Beyond time savings, the consistency of automated follow-up typically cuts average days-to-payment in half — from 28 days to under 12 — which has a direct cash flow impact.
Time saved: 1–2 hours/week
Client Onboarding: 1–2 Hours/Week
For a business onboarding 5–10 new clients per month, manual onboarding (sending contracts, collecting signatures, chasing payments, sending intake forms, booking kickoff calls) takes 20–40 minutes per client — 2–4 hours per week in total.
An automated onboarding sequence fires the moment a new client is confirmed: welcome email, contract, payment link, intake form, kickoff scheduling link — all within minutes, all personalized, none requiring your manual action. You get notified when the client completes each step.
Time saved: 1–2 hours/week
Review and Reputation Management: 30–60 Min/Week
Manually requesting reviews, monitoring new reviews, and responding to them takes 30–60 minutes per week when done consistently. Most businesses don't do it consistently because it feels like one more thing on an already full plate.
Automation sends review requests automatically 24–48 hours after service completion (via text, which converts at 3–4x the rate of email). Positive reviews are flagged. Negative reviews trigger an immediate internal alert so you can respond personally before damage is done. AI can even draft your response for review, so you just approve and send.
Time saved: 30–60 min/week
Social Media and Content: 1–2 Hours/Week
Most small business owners either spend too much time on social media or not enough — both because the posting, scheduling, and idea generation feels manual and inconsistent.
AI content automation can generate post ideas based on your services, recent results, and trending topics in your niche. You review and approve; the automation schedules and publishes across your channels at optimal times.

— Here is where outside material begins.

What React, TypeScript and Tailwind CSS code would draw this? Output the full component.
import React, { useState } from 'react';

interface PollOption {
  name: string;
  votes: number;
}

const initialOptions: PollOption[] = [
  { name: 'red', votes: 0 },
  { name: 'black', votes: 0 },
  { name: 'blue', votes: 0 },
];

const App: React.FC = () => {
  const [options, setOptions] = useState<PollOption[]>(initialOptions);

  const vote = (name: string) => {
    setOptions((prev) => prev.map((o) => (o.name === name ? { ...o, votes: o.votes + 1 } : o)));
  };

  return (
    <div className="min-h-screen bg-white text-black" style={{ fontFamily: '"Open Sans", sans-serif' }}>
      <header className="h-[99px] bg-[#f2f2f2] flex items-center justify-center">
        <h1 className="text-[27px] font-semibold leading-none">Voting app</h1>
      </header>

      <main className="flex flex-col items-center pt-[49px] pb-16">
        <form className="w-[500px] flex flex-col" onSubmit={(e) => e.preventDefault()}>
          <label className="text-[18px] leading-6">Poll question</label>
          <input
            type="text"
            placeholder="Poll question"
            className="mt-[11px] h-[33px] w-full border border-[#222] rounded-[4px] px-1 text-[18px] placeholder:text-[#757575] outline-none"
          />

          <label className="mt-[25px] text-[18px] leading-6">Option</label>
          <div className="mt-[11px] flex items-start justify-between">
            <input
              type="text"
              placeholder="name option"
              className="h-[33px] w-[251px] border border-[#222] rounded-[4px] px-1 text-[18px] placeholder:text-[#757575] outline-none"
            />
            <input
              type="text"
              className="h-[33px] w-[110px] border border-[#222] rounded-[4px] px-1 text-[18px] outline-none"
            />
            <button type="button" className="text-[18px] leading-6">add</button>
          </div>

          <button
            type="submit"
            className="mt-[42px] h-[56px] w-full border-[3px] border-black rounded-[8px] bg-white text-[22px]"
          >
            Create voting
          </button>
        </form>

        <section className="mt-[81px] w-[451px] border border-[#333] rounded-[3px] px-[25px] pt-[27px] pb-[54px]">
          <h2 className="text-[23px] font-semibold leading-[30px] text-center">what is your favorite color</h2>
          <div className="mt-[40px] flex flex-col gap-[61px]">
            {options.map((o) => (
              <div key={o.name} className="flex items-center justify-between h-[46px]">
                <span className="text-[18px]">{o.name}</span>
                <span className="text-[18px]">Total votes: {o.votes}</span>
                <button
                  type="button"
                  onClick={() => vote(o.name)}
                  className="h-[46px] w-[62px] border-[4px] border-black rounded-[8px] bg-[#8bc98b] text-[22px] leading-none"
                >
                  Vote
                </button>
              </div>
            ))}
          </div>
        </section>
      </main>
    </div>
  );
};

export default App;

You go from daily scramble to a 30-minute weekly review session.
Time saved: 1–2 hours/week
Data Entry and Admin: 1 Hour/Week
Moving data between tools manually — leads from a form into a CRM, appointments from a booking tool into a spreadsheet, payments from Stripe into QuickBooks — is pure overhead. AI automation with proper integrations eliminates almost all of it.
When a lead fills out your form, it goes directly into your CRM. When an appointment is booked, it appears in your project management tool with all client details. When a payment clears, it's logged and categorized automatically. You stop being a human middleware layer between your tools.
Time saved: 1 hour/week
The Weekly Total
Adding it up honestly:
- Lead follow-up: 3–5 hours
- Scheduling admin: 2–3 hours
- Invoice admin: 1–2 hours
- Client onboarding: 1–2 hours
- Review management: 0.5–1 hour
- Social media: 1–2 hours
- Data entry: 1 hour
Total: 9.5–16 hours/week
The "10 hours" estimate is actually conservative for most service businesses. Owners who track time carefully before and after automation often report 12–15 hours per week reclaimed.
What You Do With Those Hours
This is the real question. Reclaiming 10 hours per week only creates value if you use those hours intentionally. The highest-value uses:
- Sales calls and business development: The highest ROI use of your personal time. One extra sales call per day from reclaimed hours can add $10,000–$30,000/year in new revenue.
- Service delivery quality: More time spent on actual client work means better results, which means better referrals and retention.
- Strategic planning: Most small business owners are too deep in execution to think clearly about direction. Weekly strategic time is the thing that actually changes your trajectory.
- Rest and recovery: Burnout is a business risk. If automation just means you do more of the same, you've wasted the opportunity. Some of those hours should go to genuinely not working.
AI automation doesn't save you time unless you decide in advance what you're saving it for. Make that decision first, then build the automations that create the space.